→ **SHORT PROBLEM**
Please print the full listing exactly.

→ **DATA EXTRACT**
□ □ □ □
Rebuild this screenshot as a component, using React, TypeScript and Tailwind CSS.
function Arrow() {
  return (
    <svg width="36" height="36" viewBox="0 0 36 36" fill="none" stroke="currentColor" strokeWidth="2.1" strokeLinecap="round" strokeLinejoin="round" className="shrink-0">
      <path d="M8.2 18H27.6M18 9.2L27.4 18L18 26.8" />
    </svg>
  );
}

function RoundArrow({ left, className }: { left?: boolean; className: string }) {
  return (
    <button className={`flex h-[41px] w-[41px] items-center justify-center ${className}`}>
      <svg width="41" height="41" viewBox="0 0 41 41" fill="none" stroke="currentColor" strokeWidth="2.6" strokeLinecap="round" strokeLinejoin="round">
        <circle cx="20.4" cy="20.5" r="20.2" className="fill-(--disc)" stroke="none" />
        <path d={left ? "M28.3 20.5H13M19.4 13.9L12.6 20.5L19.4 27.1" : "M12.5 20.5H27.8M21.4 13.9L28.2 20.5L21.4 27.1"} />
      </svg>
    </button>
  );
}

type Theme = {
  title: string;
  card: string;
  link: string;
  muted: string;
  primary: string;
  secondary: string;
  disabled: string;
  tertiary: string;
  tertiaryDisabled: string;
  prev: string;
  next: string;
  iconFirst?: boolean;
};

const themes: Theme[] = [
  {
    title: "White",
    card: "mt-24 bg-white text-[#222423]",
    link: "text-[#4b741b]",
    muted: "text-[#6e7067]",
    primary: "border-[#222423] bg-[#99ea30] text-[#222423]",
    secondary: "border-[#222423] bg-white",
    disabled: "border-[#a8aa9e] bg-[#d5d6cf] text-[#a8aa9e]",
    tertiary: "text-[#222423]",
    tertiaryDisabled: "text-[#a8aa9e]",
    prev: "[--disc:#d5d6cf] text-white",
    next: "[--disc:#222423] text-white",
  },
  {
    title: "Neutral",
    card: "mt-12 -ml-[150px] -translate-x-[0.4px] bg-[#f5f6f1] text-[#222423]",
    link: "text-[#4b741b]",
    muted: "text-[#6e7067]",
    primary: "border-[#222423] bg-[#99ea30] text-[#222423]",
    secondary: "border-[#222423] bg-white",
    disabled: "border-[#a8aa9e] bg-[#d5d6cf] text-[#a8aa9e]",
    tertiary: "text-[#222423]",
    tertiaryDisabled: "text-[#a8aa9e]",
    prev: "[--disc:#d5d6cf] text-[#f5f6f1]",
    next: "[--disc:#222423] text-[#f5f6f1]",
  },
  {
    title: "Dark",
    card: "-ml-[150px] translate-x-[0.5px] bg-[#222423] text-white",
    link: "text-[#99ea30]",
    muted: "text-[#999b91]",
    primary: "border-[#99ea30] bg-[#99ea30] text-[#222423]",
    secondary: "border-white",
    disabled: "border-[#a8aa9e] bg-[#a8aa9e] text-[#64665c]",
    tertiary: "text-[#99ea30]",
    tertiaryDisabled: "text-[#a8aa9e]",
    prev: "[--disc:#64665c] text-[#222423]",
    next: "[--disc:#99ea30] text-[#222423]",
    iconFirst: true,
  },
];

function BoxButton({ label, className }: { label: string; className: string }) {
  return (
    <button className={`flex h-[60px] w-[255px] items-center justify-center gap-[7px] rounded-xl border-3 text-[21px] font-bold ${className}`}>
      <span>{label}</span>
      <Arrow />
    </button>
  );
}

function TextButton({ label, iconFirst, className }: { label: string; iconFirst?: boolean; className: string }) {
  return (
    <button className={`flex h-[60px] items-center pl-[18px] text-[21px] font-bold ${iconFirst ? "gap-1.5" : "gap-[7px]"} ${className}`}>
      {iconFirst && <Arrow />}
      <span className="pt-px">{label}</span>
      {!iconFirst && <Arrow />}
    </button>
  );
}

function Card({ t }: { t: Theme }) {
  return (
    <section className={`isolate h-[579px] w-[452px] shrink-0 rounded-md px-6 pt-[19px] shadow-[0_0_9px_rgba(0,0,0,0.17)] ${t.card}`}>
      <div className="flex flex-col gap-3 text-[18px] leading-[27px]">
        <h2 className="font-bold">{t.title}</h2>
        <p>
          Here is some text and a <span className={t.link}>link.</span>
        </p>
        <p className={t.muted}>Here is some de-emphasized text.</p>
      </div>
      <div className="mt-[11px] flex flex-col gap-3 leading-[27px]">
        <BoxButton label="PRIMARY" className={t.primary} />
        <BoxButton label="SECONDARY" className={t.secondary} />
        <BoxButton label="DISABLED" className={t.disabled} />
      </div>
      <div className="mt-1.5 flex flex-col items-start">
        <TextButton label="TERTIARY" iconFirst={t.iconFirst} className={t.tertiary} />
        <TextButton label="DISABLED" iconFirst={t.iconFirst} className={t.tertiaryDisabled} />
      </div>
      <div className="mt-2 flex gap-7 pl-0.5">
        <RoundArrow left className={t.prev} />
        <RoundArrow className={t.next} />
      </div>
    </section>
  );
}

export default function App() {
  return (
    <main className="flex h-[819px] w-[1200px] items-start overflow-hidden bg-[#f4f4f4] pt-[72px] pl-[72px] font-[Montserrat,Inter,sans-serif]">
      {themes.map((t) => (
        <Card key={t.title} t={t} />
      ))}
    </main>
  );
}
□ □ □ □
→ **RESULT**
Rebuild this screenshot as a component, using React, TypeScript and Tailwind CSS.
function Arrow() {
  return (
    <svg width="36" height="36" viewBox="0 0 36 36" fill="none" stroke="currentColor" strokeWidth="2.1" strokeLinecap="round" strokeLinejoin="round" className="shrink-0">
      <path d="M8.2 18H27.6M18 9.2L27.4 18L18 26.8" />
    </svg>
  );
}

function RoundArrow({ left, className }: { left?: boolean; className: string }) {
  return (
    <button className={`flex h-[41px] w-[41px] items-center justify-center ${className}`}>
      <svg width="41" height="41" viewBox="0 0 41 41" fill="none" stroke="currentColor" strokeWidth="2.6" strokeLinecap="round" strokeLinejoin="round">
        <circle cx="20.4" cy="20.5" r="20.2" className="fill-(--disc)" stroke="none" />
        <path d={left ? "M28.3 20.5H13M19.4 13.9L12.6 20.5L19.4 27.1" : "M12.5 20.5H27.8M21.4 13.9L28.2 20.5L21.4 27.1"} />
      </svg>
    </button>
  );
}

type Theme = {
  title: string;
  card: string;
  link: string;
  muted: string;
  primary: string;
  secondary: string;
  disabled: string;
  tertiary: string;
  tertiaryDisabled: string;
  prev: string;
  next: string;
  iconFirst?: boolean;
};

const themes: Theme[] = [
  {
    title: "White",
    card: "mt-24 bg-white text-[#222423]",
    link: "text-[#4b741b]",
    muted: "text-[#6e7067]",
    primary: "border-[#222423] bg-[#99ea30] text-[#222423]",
    secondary: "border-[#222423] bg-white",
    disabled: "border-[#a8aa9e] bg-[#d5d6cf] text-[#a8aa9e]",
    tertiary: "text-[#222423]",
    tertiaryDisabled: "text-[#a8aa9e]",
    prev: "[--disc:#d5d6cf] text-white",
    next: "[--disc:#222423] text-white",
  },
  {
    title: "Neutral",
    card: "mt-12 -ml-[150px] -translate-x-[0.4px] bg-[#f5f6f1] text-[#222423]",
    link: "text-[#4b741b]",
    muted: "text-[#6e7067]",
    primary: "border-[#222423] bg-[#99ea30] text-[#222423]",
    secondary: "border-[#222423] bg-white",
    disabled: "border-[#a8aa9e] bg-[#d5d6cf] text-[#a8aa9e]",
    tertiary: "text-[#222423]",
    tertiaryDisabled: "text-[#a8aa9e]",
    prev: "[--disc:#d5d6cf] text-[#f5f6f1]",
    next: "[--disc:#222423] text-[#f5f6f1]",
  },
  {
    title: "Dark",
    card: "-ml-[150px] translate-x-[0.5px] bg-[#222423] text-white",
    link: "text-[#99ea30]",
    muted: "text-[#999b91]",
    primary: "border-[#99ea30] bg-[#99ea30] text-[#222423]",
    secondary: "border-white",
    disabled: "border-[#a8aa9e] bg-[#a8aa9e] text-[#64665c]",
    tertiary: "text-[#99ea30]",
    tertiaryDisabled: "text-[#a8aa9e]",
    prev: "[--disc:#64665c] text-[#222423]",
    next: "[--disc:#99ea30] text-[#222423]",
    iconFirst: true,
  },
];

function BoxButton({ label, className }: { label: string; className: string }) {
  return (
    <button className={`flex h-[60px] w-[255px] items-center justify-center gap-[7px] rounded-xl border-3 text-[21px] font-bold ${className}`}>
      <span>{label}</span>
      <Arrow />
    </button>
  );
}

function TextButton({ label, iconFirst, className }: { label: string; iconFirst?: boolean; className: string }) {
  return (
    <button className={`flex h-[60px] items-center pl-[18px] text-[21px] font-bold ${iconFirst ? "gap-1.5" : "gap-[7px]"} ${className}`}>
      {iconFirst && <Arrow />}
      <span className="pt-px">{label}</span>
      {!iconFirst && <Arrow />}
    </button>
  );
}

function Card({ t }: { t: Theme }) {
  return (
    <section className={`isolate h-[579px] w-[452px] shrink-0 rounded-md px-6 pt-[19px] shadow-[0_0_9px_rgba(0,0,0,0.17)] ${t.card}`}>
      <div className="flex flex-col gap-3 text-[18px] leading-[27px]">
        <h2 className="font-bold">{t.title}</h2>
        <p>
          Here is some text and a <span className={t.link}>link.</span>
        </p>
        <p className={t.muted}>Here is some de-emphasized text.</p>
      </div>
      <div className="mt-[11px] flex flex-col gap-3 leading-[27px]">
        <BoxButton label="PRIMARY" className={t.primary} />
        <BoxButton label="SECONDARY" className={t.secondary} />
        <BoxButton label="DISABLED" className={t.disabled} />
      </div>
      <div className="mt-1.5 flex flex-col items-start">
        <TextButton label="TERTIARY" iconFirst={t.iconFirst} className={t.tertiary} />
        <TextButton label="DISABLED" iconFirst={t.iconFirst} className={t.tertiaryDisabled} />
      </div>
      <div className="mt-2 flex gap-7 pl-0.5">
        <RoundArrow left className={t.prev} />
        <RoundArrow className={t.next} />
      </div>
    </section>
  );
}

export default function App() {
  return (
    <main className="flex h-[819px] w-[1200px] items-start overflow-hidden bg-[#f4f4f4] pt-[72px] pl-[72px] font-[Montserrat,Inter,sans-serif]">
      {themes.map((t) => (
        <Card key={t.title} t={t} />
      ))}
    </main>
  );
}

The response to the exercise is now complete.